• [Material provided]
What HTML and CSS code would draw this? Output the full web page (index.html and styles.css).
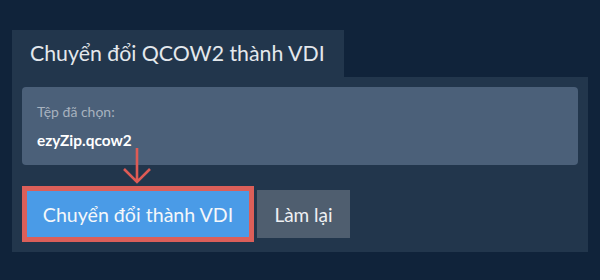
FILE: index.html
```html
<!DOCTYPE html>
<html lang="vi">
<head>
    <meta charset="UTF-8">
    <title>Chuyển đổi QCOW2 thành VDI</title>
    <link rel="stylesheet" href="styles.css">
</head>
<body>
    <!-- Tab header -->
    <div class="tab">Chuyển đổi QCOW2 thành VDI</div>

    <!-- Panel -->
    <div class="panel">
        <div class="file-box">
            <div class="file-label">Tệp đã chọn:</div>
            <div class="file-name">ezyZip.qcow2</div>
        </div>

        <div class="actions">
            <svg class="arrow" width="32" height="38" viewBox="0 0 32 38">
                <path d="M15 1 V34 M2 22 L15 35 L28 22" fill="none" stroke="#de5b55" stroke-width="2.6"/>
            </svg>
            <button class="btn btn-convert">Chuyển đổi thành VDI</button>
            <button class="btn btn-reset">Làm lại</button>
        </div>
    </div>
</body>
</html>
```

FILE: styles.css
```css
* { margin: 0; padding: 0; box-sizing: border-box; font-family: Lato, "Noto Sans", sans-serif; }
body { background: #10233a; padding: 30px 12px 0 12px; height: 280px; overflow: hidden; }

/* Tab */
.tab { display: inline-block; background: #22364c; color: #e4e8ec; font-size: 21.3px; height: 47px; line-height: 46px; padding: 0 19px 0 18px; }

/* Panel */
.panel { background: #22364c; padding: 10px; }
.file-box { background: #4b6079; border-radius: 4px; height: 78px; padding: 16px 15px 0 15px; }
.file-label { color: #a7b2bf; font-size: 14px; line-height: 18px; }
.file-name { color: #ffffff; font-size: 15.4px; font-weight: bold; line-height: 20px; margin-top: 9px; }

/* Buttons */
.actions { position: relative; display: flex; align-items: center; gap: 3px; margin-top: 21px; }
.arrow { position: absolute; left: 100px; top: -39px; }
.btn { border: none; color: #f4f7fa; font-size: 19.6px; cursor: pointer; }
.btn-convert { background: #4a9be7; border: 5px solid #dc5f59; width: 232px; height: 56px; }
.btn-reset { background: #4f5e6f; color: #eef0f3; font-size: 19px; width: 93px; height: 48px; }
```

• [Your task] Transcribe all the data word for word; the images stay out.

• [Written response]
What HTML and CSS code would draw this? Output the full web page (index.html and styles.css).
FILE: index.html
```html
<!DOCTYPE html>
<html lang="vi">
<head>
    <meta charset="UTF-8">
    <title>Chuyển đổi QCOW2 thành VDI</title>
    <link rel="stylesheet" href="styles.css">
</head>
<body>
    <!-- Tab header -->
    <div class="tab">Chuyển đổi QCOW2 thành VDI</div>

    <!-- Panel -->
    <div class="panel">
        <div class="file-box">
            <div class="file-label">Tệp đã chọn:</div>
            <div class="file-name">ezyZip.qcow2</div>
        </div>

        <div class="actions">
            <svg class="arrow" width="32" height="38" viewBox="0 0 32 38">
                <path d="M15 1 V34 M2 22 L15 35 L28 22" fill="none" stroke="#de5b55" stroke-width="2.6"/>
            </svg>
            <button class="btn btn-convert">Chuyển đổi thành VDI</button>
            <button class="btn btn-reset">Làm lại</button>
        </div>
    </div>
</body>
</html>
```

FILE: styles.css
```css
* { margin: 0; padding: 0; box-sizing: border-box; font-family: Lato, "Noto Sans", sans-serif; }
body { background: #10233a; padding: 30px 12px 0 12px; height: 280px; overflow: hidden; }

/* Tab */
.tab { display: inline-block; background: #22364c; color: #e4e8ec; font-size: 21.3px; height: 47px; line-height: 46px; padding: 0 19px 0 18px; }

/* Panel */
.panel { background: #22364c; padding: 10px; }
.file-box { background: #4b6079; border-radius: 4px; height: 78px; padding: 16px 15px 0 15px; }
.file-label { color: #a7b2bf; font-size: 14px; line-height: 18px; }
.file-name { color: #ffffff; font-size: 15.4px; font-weight: bold; line-height: 20px; margin-top: 9px; }

/* Buttons */
.actions { position: relative; display: flex; align-items: center; gap: 3px; margin-top: 21px; }
.arrow { position: absolute; left: 100px; top: -39px; }
.btn { border: none; color: #f4f7fa; font-size: 19.6px; cursor: pointer; }
.btn-convert { background: #4a9be7; border: 5px solid #dc5f59; width: 232px; height: 56px; }
.btn-reset { background: #4f5e6f; color: #eef0f3; font-size: 19px; width: 93px; height: 48px; }
```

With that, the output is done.